Overruling a lower-court decision, Ohio's 10th District Court of Appeals unanimously ruled that the state has the right to seize $258 million in funding designated for antismoking programs and use it for other purposes, the Toledo Blade reported Jan. 1.
However, the court restrained the state from immediately taking the money pending further appeals in the case.
The money was previously controlled by the Ohio Tobacco Prevention Foundation and came from the state's share of the nationwide tobacco settlement. A lower court said that the state had committed the money to the foundation and could not take it back, but the three-judge appeals panel disagreed.
“States desiring to permanently restrict the use of their tobacco settlement money have done so expressly through constitutional amendments,” the court ruled. “Ohio has never promulgated a constitutional amendment restricting the use of its tobacco settlement funds. Accordingly, the General Assembly retained its power to legislate with regard to those funds.”
Ohio Gov.

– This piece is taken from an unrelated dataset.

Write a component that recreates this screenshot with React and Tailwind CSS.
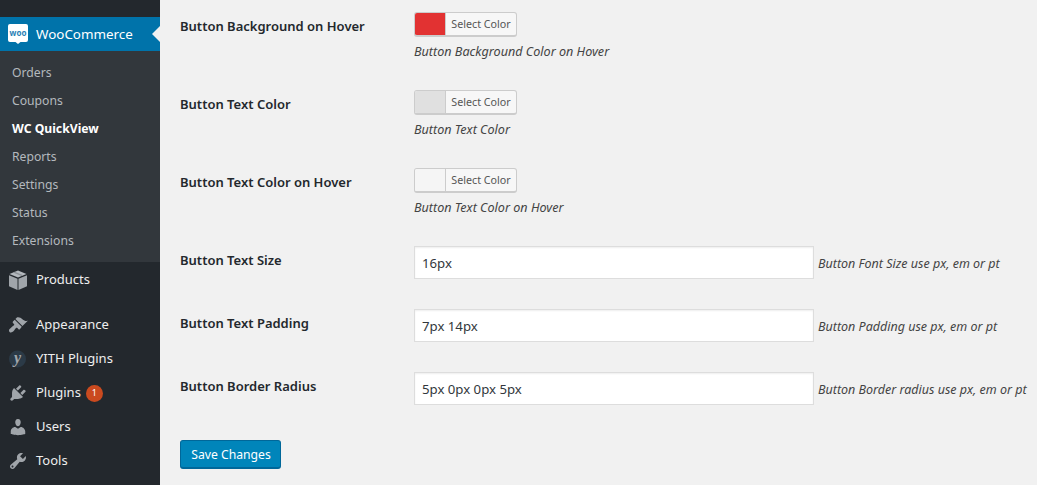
const font = { fontFamily: '"Noto Sans", "Open Sans", sans-serif' };

const WooIcon = () => (
  <svg width="20" height="20" viewBox="0 0 20 20" className="shrink-0">
    <path d="M2 0h16a2 2 0 0 1 2 2v14a2 2 0 0 1-2 2h-5.500L10 20l-2.500-2H2a2 2 0 0 1-2-2V2a2 2 0 0 1 2-2z" fill="#fff" />
    <text x="10" y="11.500" textAnchor="middle" fontSize="8" fontWeight="700" fill="#2a7fb5" fontFamily="Noto Sans">woo</text>
  </svg>
);

const BoxIcon = () => (
  <svg width="20" height="20" viewBox="0 0 20 20" fill="#a0a5aa">
    <path d="M10 0.500 18.500 4 10 7.500 1.500 4z" fill="#b4b9be" />
    <path d="M1 5.200 9.500 8.700V20L1 16.300z" />
    <path d="M10.500 8.700 19 5.200v11.100L10.500 20z" />
    <path d="M5 2.400 13.500 6l1.800-.7L6.800 1.700z" fill="#8a8f94" />
  </svg>
);

const BrushIcon = () => (
  <svg width="20" height="20" viewBox="0 0 20 20" fill="#a0a5aa">
    <path d="M14.480 11.060L7.410 3.990l1.500-1.500c.5-.56 2.300-.47 3.510.32 1.210.8 1.430 1.280 2.910 2.100 1.180.64 2.450 1.260 4.450.85zm-.71.71L6.700 4.700 4.930 6.470c-.39.39-.39 1.020 0 1.410l1.060 1.060c.39.39.39 1.030 0 1.420-.6.6-1.430 1.110-2.210 1.690-.35.26-.7.53-1.010.84C1.430 13.710.96 14.590.96 15.500c0 .55.22 1.050.59 1.410.36.37.86.59 1.410.59.92 0 1.790-.47 2.490-1.160.31-.31.58-.66.84-1.010.58-.78 1.090-1.610 1.690-2.210.39-.39 1.030-.39 1.420 0l1.060 1.060c.39.39 1.020.39 1.410 0z" />
  </svg>
);

const YithIcon = () => (
  <svg width="20" height="20" viewBox="0 0 20 20">
    <circle cx="9.500" cy="10" r="8.500" fill="#2b3a47" />
    <text x="9.500" y="14" textAnchor="middle" fontSize="16" fontWeight="700" fontStyle="italic" fill="#a0a5aa" fontFamily="Liberation Serif">y</text>
  </svg>
);

const PlugIcon = () => (
  <svg width="20" height="20" viewBox="0 0 20 20" fill="#a0a5aa">
    <path d="M13.110 4.360L9.870 7.600 8 5.730l3.240-3.240c.35-.34 1.050-.2 1.560.32.52.51.66 1.210.31 1.550zm-8 1.770l.91-1.120 9.010 9.010-1.190.84c-.71.71-2.630 1.160-3.820 1.160H6.140L4.900 17.260c-.59.59-1.540.59-2.120 0-.59-.58-.59-1.530 0-2.120l1.240-1.240v-3.880c0-1.130.4-3.190 1.090-3.890zm7.260 3.970l3.240-3.240c.34-.35 1.040-.21 1.550.31.52.51.66 1.210.31 1.550l-3.240 3.250z" />
  </svg>
);

const UserIcon = () => (
  <svg width="20" height="20" viewBox="0 0 20 20" fill="#a0a5aa">
    <path d="M10 9.250c-2.270 0-2.730-3.440-2.730-3.440C7 4.020 7.820 2 9.970 2c2.160 0 2.980 2.020 2.710 3.810 0 0-.41 3.440-2.680 3.440zm0 2.570L12.720 10c2.390 0 4.520 2.330 4.520 4.530v2.490s-3.650 1.130-7.240 1.130c-3.650 0-7.240-1.130-7.240-1.130v-2.490c0-2.250 1.940-4.480 4.470-4.480z" />
  </svg>
);

const WrenchIcon = () => (
  <svg width="20" height="20" viewBox="0 0 20 20" fill="#a0a5aa">
    <path d="M16.680 9.770c-1.340 1.340-3.300 1.670-4.950.99l-5.410 6.520c-.99.99-2.590.99-3.580 0s-.99-2.590 0-3.570l6.520-5.420c-.68-1.650-.35-3.610.99-4.950 1.280-1.280 3.120-1.620 4.720-1.060l-2.890 2.890 2.820 2.820 2.860-2.870c.53 1.580.18 3.390-1.080 4.650zM3.810 16.210c.4.39 1.040.39 1.430 0 .4-.4.4-1.040 0-1.430-.39-.4-1.030-.4-1.430 0-.39.39-.39 1.030 0 1.430z" />
  </svg>
);

const Orders = ["Orders", "Coupons", "WC QuickView", "Reports", "Settings", "Status", "Extensions"];

const MenuItem = ({ icon, label, badge }) => (
  <div className="flex items-center h-[34px] pl-[8px]">
    <span className="w-[20px] h-[20px] flex items-center justify-center">{icon}</span>
    <span className="ml-[8px] text-[13px] text-[#eeeeee]">{label}</span>
    {badge && (
      <span className="ml-[5px] w-[17px] h-[17px] rounded-full bg-[#ca4a1f] text-white text-[9px] flex items-center justify-center">
        {badge}
      </span>
    )}
  </div>
);

const Sidebar = () => (
  <aside className="w-[160px] shrink-0 bg-[#23282d] pt-[17px]">
    <div className="relative flex items-center h-[34px] pl-[8px] bg-[#0073aa] text-white text-[13.400px]">
      <WooIcon />
      <span className="ml-[8px]">WooCommerce</span>
      <span className="absolute right-0 top-[9px] w-0 h-0 border-y-[8px] border-y-transparent border-r-[8px] border-r-[#f1f1f1]" />
    </div>
    <div className="bg-[#32373c] pt-[8px] pb-[7px]">
      {Orders.map((item) => (
        <div
          key={item}
          className={
            item === "WC QuickView"
              ? "h-[28px] pl-[12px] flex items-center text-[12.200px] font-bold text-white"
              : "h-[28px] pl-[12px] flex items-center text-[12.200px] text-[#b4b9be]"
          }
        >
          {item}
        </div>
      ))}
    </div>
    <div className="pt-[1px]">
      <MenuItem icon={<BoxIcon />} label="Products" />
    </div>
    <div className="h-[11px]" />
    <MenuItem icon={<BrushIcon />} label="Appearance" />
    <MenuItem icon={<YithIcon />} label="YITH Plugins" />
    <MenuItem icon={<PlugIcon />} label="Plugins" badge="1" />
    <MenuItem icon={<UserIcon />} label="Users" />
    <MenuItem icon={<WrenchIcon />} label="Tools" />
  </aside>
);

const ColorRow = ({ label, color, hint }) => (
  <div className="flex h-[78px]">
    <div className="w-[234px] pt-[5px] text-[13px] font-semibold text-[#23282d] leading-[18px]">{label}</div>
    <div>
      <div className="flex w-[103px] h-[25px] border border-[#cccccc] rounded-[3px] bg-[#f7f7f7] overflow-hidden border-b-2">
        <span className="w-[31px] border-r border-[#cccccc]" style={{ backgroundColor: color }} />
        <span className="flex-1 text-center text-[10.700px] leading-[22px] text-[#555555]">Select Color</span>
      </div>
      <div className="mt-[6px] text-[12.600px] italic leading-[18px] text-[#444444]">{hint}</div>
    </div>
  </div>
);

const TextRow = ({ label, value, hint }) => (
  <div className="flex h-[63px]">
    <div className="w-[234px] pt-[5px] text-[13px] font-semibold text-[#23282d] leading-[18px]">{label}</div>
    <input
      readOnly
      value={value}
      style={font}
      className="w-[400px] h-[33px] px-[7px] bg-white border border-[#dddddd] text-[13.200px] text-[#32373c] outline-none shadow-[inset_0_1px_2px_rgba(0,0,0,0.07)]"
    />
    <div className="ml-[4px] h-[33px] pt-[3px] flex items-center text-[12.500px] italic text-[#444444] whitespace-nowrap">{hint}</div>
  </div>
);

export default function App() {
  return (
    <div className="flex w-[1037px] h-[485px] overflow-hidden bg-[#f1f1f1]" style={font}>
      <Sidebar />
      <main className="flex-1 pl-[20px] pt-[12px]">
        <ColorRow label="Button Background on Hover" color="#e23232" hint="Button Background Color on Hover" />
        <ColorRow label="Button Text Color" color="#e0e0e0" hint="Button Text Color" />
        <ColorRow label="Button Text Color on Hover" color="#f5f5f5" hint="Button Text Color on Hover" />
        <TextRow label="Button Text Size" value="16px" hint="Button Font Size use px, em or pt" />
        <TextRow label="Button Text Padding" value="7px 14px" hint="Button Padding use px, em or pt" />
        <TextRow label="Button Border Radius" value="5px 0px 0px 5px" hint="Button Border radius use px, em or pt" />
        <button className="mt-[5px] w-[101px] h-[29px] pt-[2px] pl-[1px] rounded-[3px] bg-[#0085ba] border border-[#006799] border-b-2 text-white text-[12.200px]">
          Save Changes
        </button>
      </main>
    </div>
  );
}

Ted Strickland and Republican lawmakers wanted to raid the fund to help pay for a job-creation program in 2008, but the tobacco-prevention foundation responded by voting to transfer $190 million of its funding to the American Legacy Foundation, a national charity dedicated to smoking prevention. State lawmakers retaliated by dismantling the Ohio foundation and trying to seize all of its funding, prompting the current lawsuit.
Strickland and his allies now say they want to use the money for health programs, a move that has won some support from social-service programs in the state.